Why does this matter?
Misinterpretations of an ECG could lead to unnecessary testing and lead down the wrong diagnostic path.

A bizarre wide complex rhythm
This article highlights a case of a 80-year-old patient who received a cardiac referral based on an abnormal ECG during a routine health evaluation.

From cited article1 A = ECG prompting referral

Analysis of this ECG reveals that there is a right bundle branch block (RBBB) pattern with negative P waves (arrows) and Q waves (*) in leads I and aVL. The differential diagnosis for the vector reversal of a P wave in Lead I includes left and right-arm lead reversal, mirror-image dextrocardia, and left atrial rhythm.

Limb lead reversal results in flipping of both the P waves and QRS complexes in lead I. Leads II and III and aVL and aVR also switch places respectively, which is not the case here.  Although inversion of P waves in Leads I and aVL with Q waves and negative T waves could represent a left atrial rhythm with prior lateral myocardial infarction, the patient’s history is not consistent with such.

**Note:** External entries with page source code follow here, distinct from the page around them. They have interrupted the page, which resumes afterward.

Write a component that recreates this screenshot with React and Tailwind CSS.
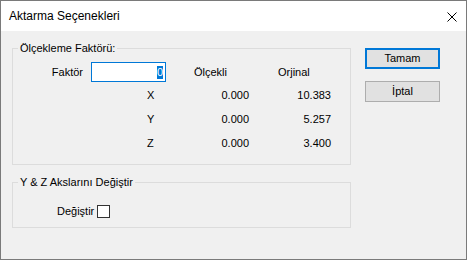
import React from 'react';

const rows = [
  { axis: 'X', scaled: '0.000', orig: '10.383' },
  { axis: 'Y', scaled: '0.000', orig: '5.257' },
  { axis: 'Z', scaled: '0.000', orig: '3.400' },
];

function Group({ title, className = '', children }) {
  return (
    <fieldset className={`border border-[#dcdcdc] ${className}`}>
      <legend className="ml-[5px] px-[2px] text-[11px] leading-[13px]">{title}</legend>
      {children}
    </fieldset>
  );
}

export default function App() {
  return (
    <div className="w-[467px] h-[260px] flex flex-col bg-[#f0f0f0] border border-[#7a7a7a] text-black text-[11px] font-['Liberation_Sans',Arial,sans-serif] overflow-hidden">
      {/* Title bar */}
      <div className="h-[30px] shrink-0 bg-white flex items-center justify-between pl-[8px] pr-[9px]">
        <span className="text-[12px]">Aktarma Seçenekleri</span>
        <svg width="10" height="10" viewBox="0 0 10 10" className="mt-[1px]">
          <path d="M0.5 0.5 L9.5 9.5 M9.5 0.5 L0.5 9.5" stroke="#000" strokeWidth="1" fill="none" />
        </svg>
      </div>

      {/* Body */}
      <div className="flex pl-[11px]">
        <div className="w-[339px] flex flex-col">
          <Group title="Ölçekleme Faktörü:" className="mt-[11px]">
            <div className="pt-[6px] pb-[9px]">
              <div className="h-[22px] flex items-center">
                <span className="w-[78px] pr-[8px] text-right">Faktör</span>
                <div className="w-[75px] h-[20px] bg-white border border-[#0078d7] flex items-center justify-end pr-[2px]">
                  <span className="bg-[#0078d7] text-white leading-[13px]">0</span>
                </div>
                <span className="w-[84px] ml-[28px]">Ölçekli</span>
                <span>Orjinal</span>
              </div>
              {rows.map(r => (
                <div key={r.axis} className="h-[24px] flex items-center">
                  <span className="w-[20px] ml-[134px]">{r.axis}</span>
                  <span className="w-[82px] text-right">{r.scaled}</span>
                  <span className="w-[82px] text-right">{r.orig}</span>
                </div>
              ))}
            </div>
          </Group>

          <Group title="Y & Z Akslarını Değiştir" className="mt-[11px]">
            <div className="pt-[14px] pb-[8px]">
              <div className="h-[16px] flex items-center pl-[44px] gap-[3px]">
                <span>Değiştir</span>
                <span className="w-[13px] h-[13px] bg-white border border-[#333]" />
              </div>
            </div>
          </Group>
        </div>

        <div className="ml-[14px] pt-[17px] flex flex-col gap-[12px]">
          <button className="w-[75px] h-[21px] bg-[#e1e1e1] border-2 border-[#0078d7] text-[11px]">Tamam</button>
          <button className="w-[75px] h-[21px] bg-[#e1e1e1] border border-[#adadad] text-[11px]">İptal</button>
        </div>
      </div>
    </div>
  );
}
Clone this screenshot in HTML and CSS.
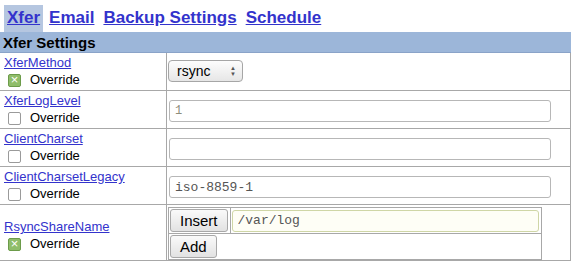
FILE: index.html
```html
<!DOCTYPE html>
<html lang="en">
<head>
    <meta charset="UTF-8">
    <title>Xfer Settings</title>
    <link rel="stylesheet" href="styles.css">
</head>
<body>
    <div class="tabs">
        <a href="#" class="tab active">Xfer</a>
        <a href="#" class="tab">Email</a>
        <a href="#" class="tab">Backup Settings</a>
        <a href="#" class="tab">Schedule</a>
    </div>

    <table class="settings">
        <tr><th colspan="2">Xfer Settings</th></tr>
        <tr>
            <td class="name">
                <a href="#">XferMethod</a>
                <label class="override"><span class="cb checked">&#215;</span>Override</label>
            </td>
            <td class="value">
                <div class="select"><span>rsync</span><span class="arrows">&#9650;<br>&#9660;</span></div>
            </td>
        </tr>
        <tr>
            <td class="name">
                <a href="#">XferLogLevel</a>
                <label class="override"><span class="cb"></span>Override</label>
            </td>
            <td class="value"><input type="text" class="field faded" value="1"></td>
        </tr>
        <tr>
            <td class="name">
                <a href="#">ClientCharset</a>
                <label class="override"><span class="cb"></span>Override</label>
            </td>
            <td class="value"><input type="text" class="field" value=""></td>
        </tr>
        <tr>
            <td class="name">
                <a href="#">ClientCharsetLegacy</a>
                <label class="override"><span class="cb"></span>Override</label>
            </td>
            <td class="value"><input type="text" class="field" value="iso-8859-1"></td>
        </tr>
        <tr>
            <td class="name tall">
                <a href="#">RsyncShareName</a>
                <label class="override"><span class="cb checked">&#215;</span>Override</label>
            </td>
            <td class="value list">
                <table class="inner">
                    <tr>
                        <td class="btncell"><button>Insert</button></td>
                        <td><input type="text" class="field short focus" value="/var/log"></td>
                    </tr>
                    <tr>
                        <td colspan="2" class="btncell"><button>Add</button></td>
                    </tr>
                </table>
            </td>
        </tr>
    </table>
</body>
</html>
```

FILE: styles.css
```css
body { margin: 0; font-family: "Liberation Sans", Arial, sans-serif; background: #fff; color: #000; }
a { color: #3333cc; }

.tabs { display: flex; gap: 3px; padding: 5px 0 0 4px; height: 27px; }
.tab { font-size: 17px; font-weight: bold; line-height: 25px; padding: 0 3px; }
.active { background: #b5c6e0; }

.settings { border-collapse: collapse; width: 100%; }
.settings th { background: #9cb6d9; text-align: left; font-size: 15px; padding: 1px 3px; height: 18px; border-bottom: 1px solid #8aa3c8; }
.settings td { border: 1px solid #a8a8a8; border-left: none; vertical-align: top; }
.name { width: 159px; padding: 2px 3px 0 4px; height: 35px; font-size: 13px; }
.name a { display: block; line-height: 15px; }
.tall { vertical-align: middle !important; padding-top: 6px; }
.override { display: flex; align-items: center; gap: 9px; margin: 2px 0 0 4px; line-height: 16px; }

.cb { width: 13px; height: 13px; border: 1px solid #9a9a9a; border-radius: 2px; background: #fff; box-sizing: border-box; display: inline-block; font-size: 13px; line-height: 10px; text-align: center; }
.cb.checked { background: #8fbd6a; border-color: #6c9b4a; color: #fff; }

.value { padding: 6px 2px 0 1px; }
.select { display: inline-flex; align-items: center; justify-content: space-between; width: 75px; height: 22px; box-sizing: border-box; margin-top: 1px; padding: 0 6px 0 8px; border: 1px solid #a6a6a6; border-radius: 4px; background: linear-gradient(#fdfdfd, #e6e6e6); font-size: 14px; }
.arrows { font-size: 6px; line-height: 6px; color: #555; text-align: center; }

.field { display: block; width: 382px; height: 22px; box-sizing: border-box; margin: 3px 0 0 1px; padding: 0 5px; border: 1px solid #b7b7b7; border-radius: 3px; font-family: "Liberation Mono", monospace; font-size: 13px; color: #555; background: #fff; }
.faded { color: #8d8d7a; font-size: 12px; }

.list { padding-top: 2px; }
.inner { border-collapse: collapse; border: 1px solid #a8a8a8; width: 373px; }
.inner td { border: 1px solid #a8a8a8; border-left: none; padding: 1px 2px 1px 1px; vertical-align: middle; height: 23px; }
.inner .btncell { width: 1px; }
.inner button { font-family: "Liberation Sans", Arial, sans-serif; font-size: 15px; height: 23px; padding: 0 9px; border: 1px solid #a8a8a8; border-radius: 3px; background: linear-gradient(#fafafa, #e2e2e2); }
.short { width: 307px; margin: 0; }
.focus { border-color: #cfd6a6; background: #fefef6; }
```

Further analysis shows atypical conduction and reversal of right to left forces, exemplified by the reversal of amplitudes of the QRS complexes in the precordial leads. This final clue clinches the diagnosis of mirror-image dextrocardia.

When this is recognized and an ECG is performed with electrodes relocated to the respective mirror-image positions, the ECG can then be correctly interpreted as a normal sinus rhythm with a complete RBBB.

From cited article1 B = Mirror Image ECG

The most common type of cardiac malposition is mirror-image dextrocardia. In these patients, the right-left heart orientation is reversed, while anterior-posterior orientations are maintained. ECG clues include:

  • Right-axis deviation of the P wave – Flipped P waves in aVL and Lead I, and positive in aVR.
  • QRS complex activation reversal and diminishing voltage from V1 to V6.
From cited article2 – C = Classic Findings Without Arrythmia

ECG C clearly highlights these clues, but as is the case of the patient presented, an arrhythmia can mask some of these findings, resulting in possible missed recognition of mirror-image dextrocardia.

Sources

  1. An Unusual Wide Complex Rhythm-What Is the Diagnosis? JAMA Intern Med. 2022 Jan 1;182(1):72-73. doi: 10.1001/jamainternmed.2021.6778.
  2. Mirror-image dextrocardia with situs inversus and coarctation of the aorta. Chest. 1974 Sep;66(3):297-9. doi: 10.1378/chest.66.3.297.